Friday, December 25, 2009

Missing the other half under my missletoe.

Christmast.
Is suppose to be warm, happy and wonderful.
But for some loners,
it's just them spending christmast in a bar, getting wasted.
Or just having christmast dinner by themselves.
It's a very sad feeling.
Unlike me,
I went out for christmast dinner with my family.
And yet,
I still feel like I'm a loner.
It's devastating really, just having the thought of being alone.
I really don't know how much longer I can hold it together.
I need a person!
I'm so tired of the loneliness.

Then there's him and him.
I can still see him in the back of my head, every single time I closed my eyes.
Dreams of him, pictures, and memories of our past filled my mind everynight in these past few days.
It's really driving me crazy!

And then there's another him.
Who I'm starting to adore.
But yet, he knows nothing of it.
It's like liking someone from a far away distance and keeping my mouth shut.
Everytime I said to myself, I should just let this go.
Because being with someone like him is never gonna happpen.
I'm not even his type.
Seriously, I'm like SO THE OPPOSITE of the type he usually likes and prefers.
I'm stupid.
I can't do anything right.
I can't be someone else.
And I hate myself for that.
I'm sorry about the past.
Please forgive my stupid stupid past, which I really wished I can take it all back.



It's just another bad karma.
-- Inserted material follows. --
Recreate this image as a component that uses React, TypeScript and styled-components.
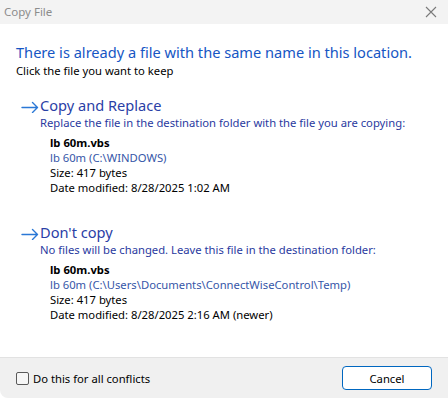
import React from "react";
import styled, { createGlobalStyle } from "styled-components";

const GlobalStyle = createGlobalStyle`
  html, body {
    margin: 0;
    padding: 0;
    background: #ffffff;
  }
  body {
    font-family: "Noto Sans", "Liberation Sans", sans-serif;
  }
`;

type FileInfo = {
  name: string;
  location: string;
  size: string;
  modified: string;
};

type Choice = {
  title: string;
  description: string;
  file: FileInfo;
};

const choices: Choice[] = [
  {
    title: "Copy and Replace",
    description:
      "Replace the file in the destination folder with the file you are copying:",
    file: {
      name: "lb 60m.vbs",
      location: "lb 60m (C:\\WINDOWS)",
      size: "Size: 417 bytes",
      modified: "Date modified: 8/28/2025 1:02 AM",
    },
  },
  {
    title: "Don't copy",
    description:
      "No files will be changed. Leave this file in the destination folder:",
    file: {
      name: "lb 60m.vbs",
      location: "lb 60m (C:\\Users\\Documents\\ConnectWiseControl\\Temp)",
      size: "Size: 417 bytes",
      modified: "Date modified: 8/28/2025 2:16 AM (newer)",
    },
  },
];

const Arrow = () => (
  <svg width="18" height="12" viewBox="0 0 18 12" fill="none">
    <path
      d="M1 6.5H16.5M11.5 1.5L16.5 6.5L11.5 11.5"
      stroke="#2a78d6"
      strokeWidth="1.4"
      strokeLinecap="round"
      strokeLinejoin="round"
    />
  </svg>
);

const CloseIcon = () => (
  <svg width="12" height="12" viewBox="0 0 12 12">
    <path d="M1 1L11 11M11 1L1 11" stroke="#7a7a7a" strokeWidth="1.1" />
  </svg>
);

export default function App() {
  return (
    <>
      <GlobalStyle />
      <Window>
        <TitleBar>
          <Title>Copy File</Title>
          <CloseButton>
            <CloseIcon />
          </CloseButton>
        </TitleBar>
        <Body>
          <Heading>There is already a file with the same name in this location.</Heading>
          <Hint>Click the file you want to keep</Hint>
          <ChoiceList>
            {choices.map((c) => (
              <ChoiceRow key={c.title}>
                <ArrowSlot>
                  <Arrow />
                </ArrowSlot>
                <ChoiceBody>
                  <ChoiceTitle>{c.title}</ChoiceTitle>
                  <ChoiceText>{c.description}</ChoiceText>
                  <FileBlock>
                    <FileName>{c.file.name}</FileName>
                    <FileLocation>{c.file.location}</FileLocation>
                    <FileLine>{c.file.size}</FileLine>
                    <FileLine>{c.file.modified}</FileLine>
                  </FileBlock>
                </ChoiceBody>
              </ChoiceRow>
            ))}
          </ChoiceList>
        </Body>
        <Footer>
          <CheckLabel>
            <CheckBox />
            <span>Do this for all conflicts</span>
          </CheckLabel>
          <CancelButton>Cancel</CancelButton>
        </Footer>
      </Window>
    </>
  );
}

const Window = styled.div`
  width: 448px;
  height: 398px;
  display: flex;
  flex-direction: column;
  background: #ffffff;
  overflow: hidden;
  border-bottom-left-radius: 8px;
`;

const TitleBar = styled.div`
  height: 24px;
  flex-shrink: 0;
  display: flex;
  align-items: center;
  justify-content: space-between;
  background: #f3f3f3;
  padding: 0 0 0 4px;
`;

const Title = styled.span`
  font-size: 11.5px;
  color: #8c8c8c;
  margin-top: -2px;
`;

const CloseButton = styled.div`
  width: 30px;
  height: 24px;
  display: flex;
  align-items: center;
  justify-content: center;
  margin-right: 2px;
`;

const Body = styled.div`
  flex: 1;
  padding: 18px 16px 0 16px;
`;

const Heading = styled.div`
  font-size: 14.6px;
  line-height: 20px;
  color: #1656c4;
  white-space: nowrap;
`;

const Hint = styled.div`
  font-size: 11.25px;
  line-height: 16px;
  margin-top: 1px;
  color: #000000;
`;

const ChoiceList = styled.div`
  display: flex;
  flex-direction: column;
  gap: 28px;
  margin-top: 17px;
`;

const ChoiceRow = styled.div`
  display: flex;
  align-items: flex-start;
`;

const ArrowSlot = styled.div`
  width: 19px;
  padding: 5px 0 0 5px;
  display: flex;
`;

const ChoiceBody = styled.div`
  display: flex;
  flex-direction: column;
`;

const ChoiceTitle = styled.div`
  font-size: 14.6px;
  line-height: 19px;
  color: #2a40a6;
`;

const ChoiceText = styled.div`
  font-size: 11.25px;
  line-height: 16px;
  color: #2a3aa0;
  white-space: nowrap;
`;

const FileBlock = styled.div`
  display: flex;
  flex-direction: column;
  padding: 4px 0 0 10px;
`;

const FileLine = styled.div`
  font-size: 11.25px;
  line-height: 15px;
  color: #000000;
  white-space: nowrap;
`;

const FileName = styled(FileLine)`
  font-weight: 700;
`;

const FileLocation = styled(FileLine)`
  color: #3656a8;
`;

const Footer = styled.div`
  height: 40px;
  flex-shrink: 0;
  display: flex;
  align-items: center;
  justify-content: space-between;
  background: #f0f0f0;
  border-top: 1px solid #e2e2e2;
  padding: 0 16px;
`;

const CheckLabel = styled.label`
  display: flex;
  align-items: center;
  gap: 4px;
  font-size: 11.25px;
  color: #000000;
`;

const CheckBox = styled.span`
  width: 11px;
  height: 11px;
  border: 1px solid #5a5a5a;
  border-radius: 2px;
  background: #f6f6f6;
`;

const CancelButton = styled.button`
  width: 90px;
  height: 24px;
  font-family: inherit;
  font-size: 11.25px;
  color: #000000;
  background: #ffffff;
  border: 1px solid #0067c0;
  border-radius: 4px;
  padding: 0;
`;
I guess..

Thursday, October 22, 2009

The huge empty hole..

I can still feel the pain, like it was just a week ago.
Deep inside that gap you left behind.
It hurts so much, but yet you don't even know of it.
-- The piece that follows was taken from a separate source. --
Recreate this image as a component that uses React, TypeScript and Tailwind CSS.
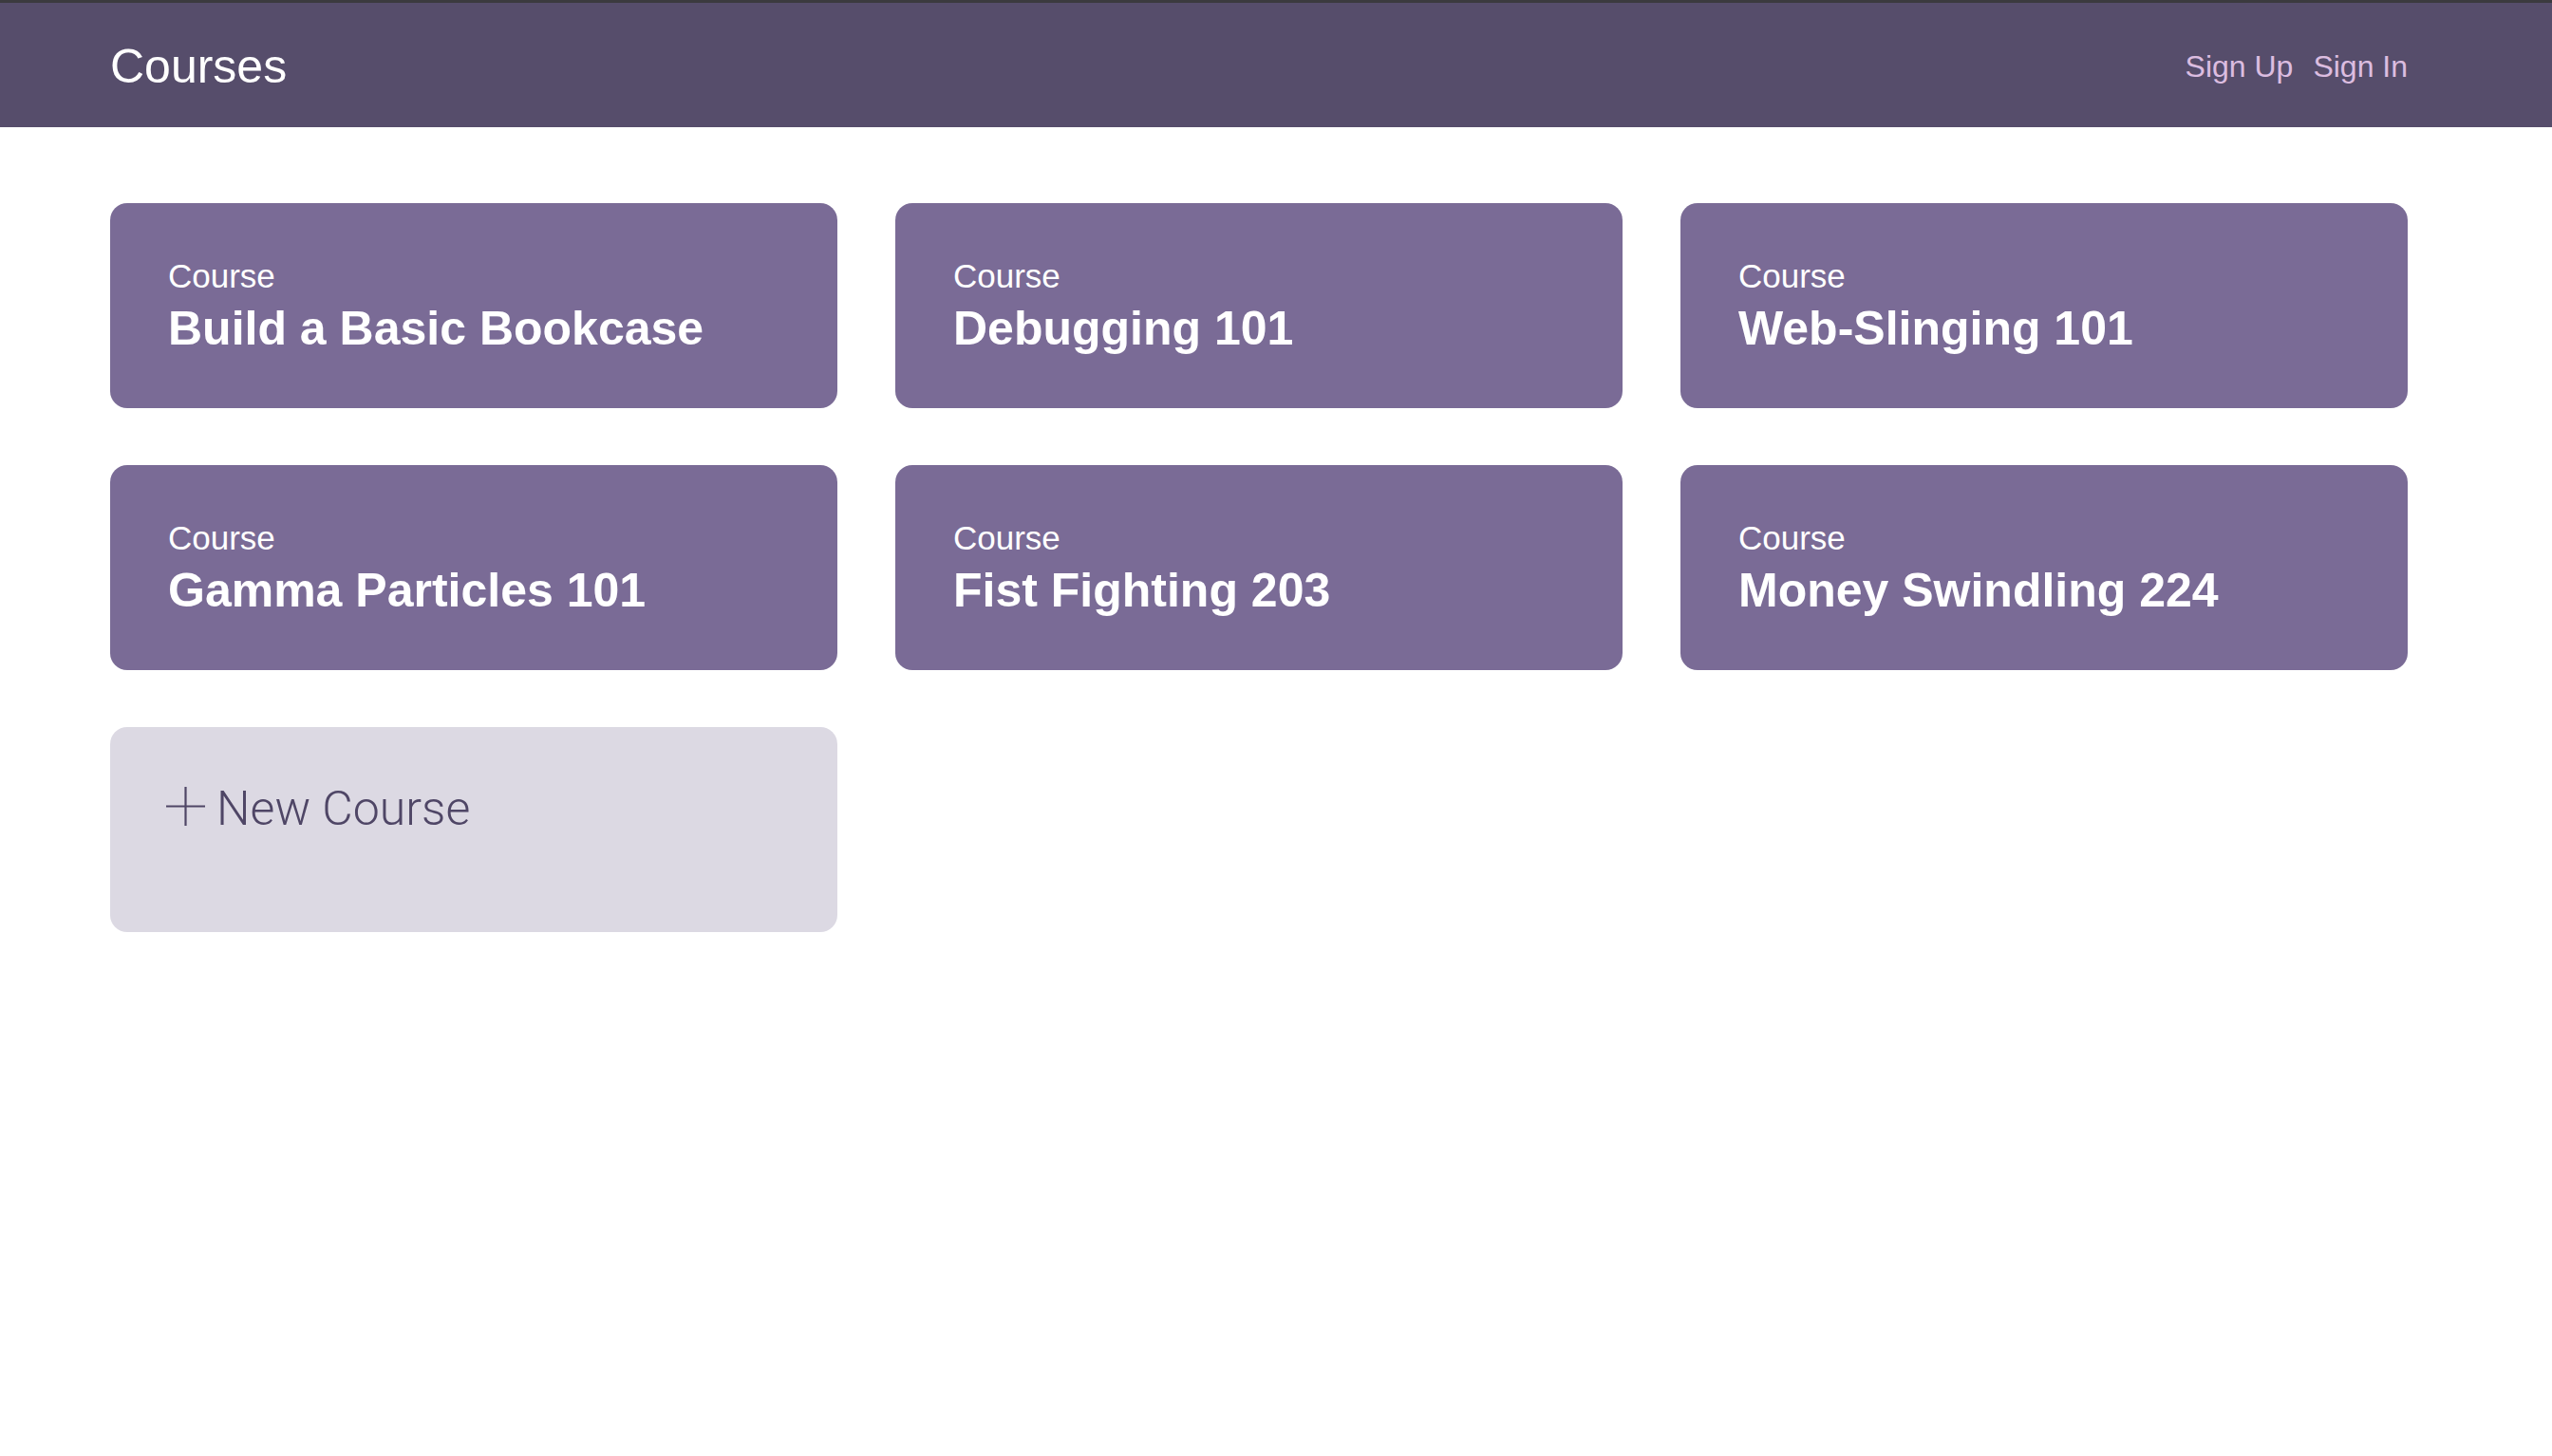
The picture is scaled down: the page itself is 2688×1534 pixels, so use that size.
const courses = [
  'Build a Basic Bookcase',
  'Debugging 101',
  'Web-Slinging 101',
  'Gamma Particles 101',
  'Fist Fighting 203',
  'Money Swindling 224',
];

const CourseCard = ({ title }: { title: string }) => (
  <a
    href="#"
    className="block h-[216px] rounded-[18px] bg-[#7a6b96] px-[61px] pt-[57px] text-white"
  >
    <div className="text-[35px] leading-[40px]">Course</div>
    <div className="mt-[7px] text-[50px] font-bold leading-[56px]">{title}</div>
  </a>
);

export default function App() {
  return (
    <div className="min-h-screen bg-white font-['Liberation_Sans',Arial,sans-serif]">
      {/* Header */}
      <header className="h-[134px] border-t-[3px] border-[#3b3a3f] bg-[#564d6b]">
        <div className="flex h-full items-center justify-between pl-[116px] pr-[152px] pt-[3px]">
          <h1 className="text-[50px] leading-[56px] text-white">Courses</h1>
          <nav className="flex gap-[21px] text-[32px] text-[#dcbde0]">
            <a href="#">Sign Up</a>
            <a href="#">Sign In</a>
          </nav>
        </div>
      </header>

      {/* Course grid */}
      <main className="grid grid-cols-3 gap-x-[61px] gap-y-[60px] pl-[116px] pr-[152px] pt-[80px]">
        {courses.map((c) => (
          <CourseCard key={c} title={c} />
        ))}
        <a
          href="#"
          className="flex h-[216px] items-start rounded-[18px] bg-[#dcd9e3] px-[59px] pt-[58px] text-[#4f4666]"
        >
          <svg className="mt-[5px] h-[41px] w-[41px] shrink-0" viewBox="0 0 41 41" fill="none">
            <path d="M20.5 0V41M0 20.5H41" stroke="currentColor" strokeWidth="2.2" />
          </svg>
          <span className="ml-[12px] font-['Roboto',sans-serif] text-[50px] font-light leading-[56px]">
            New Course
          </span>
        </a>
      </main>
    </div>
  );
}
Some days I feel the numb-ness.
And some days I can't even hold myself together,
when I'm talking to you.

You were not the same as the others.
Realize it as you will, your different.
You were something more to me.
Someone who made me change.
You've opened up my eyes to other things that I didn't really know about.

But why do I still feel so attached to you?
That's the only one question I don't know how to answer.
The love-able guy you used to be, the guy i used to love.
Doesn't exists anymore..
And yet I'm still taking the trail that leads to no where.
Just a dead end.
No fairy tale happy ending.
I feel so hope-less, stubborn, sometimes I even feel like I'm going crazy.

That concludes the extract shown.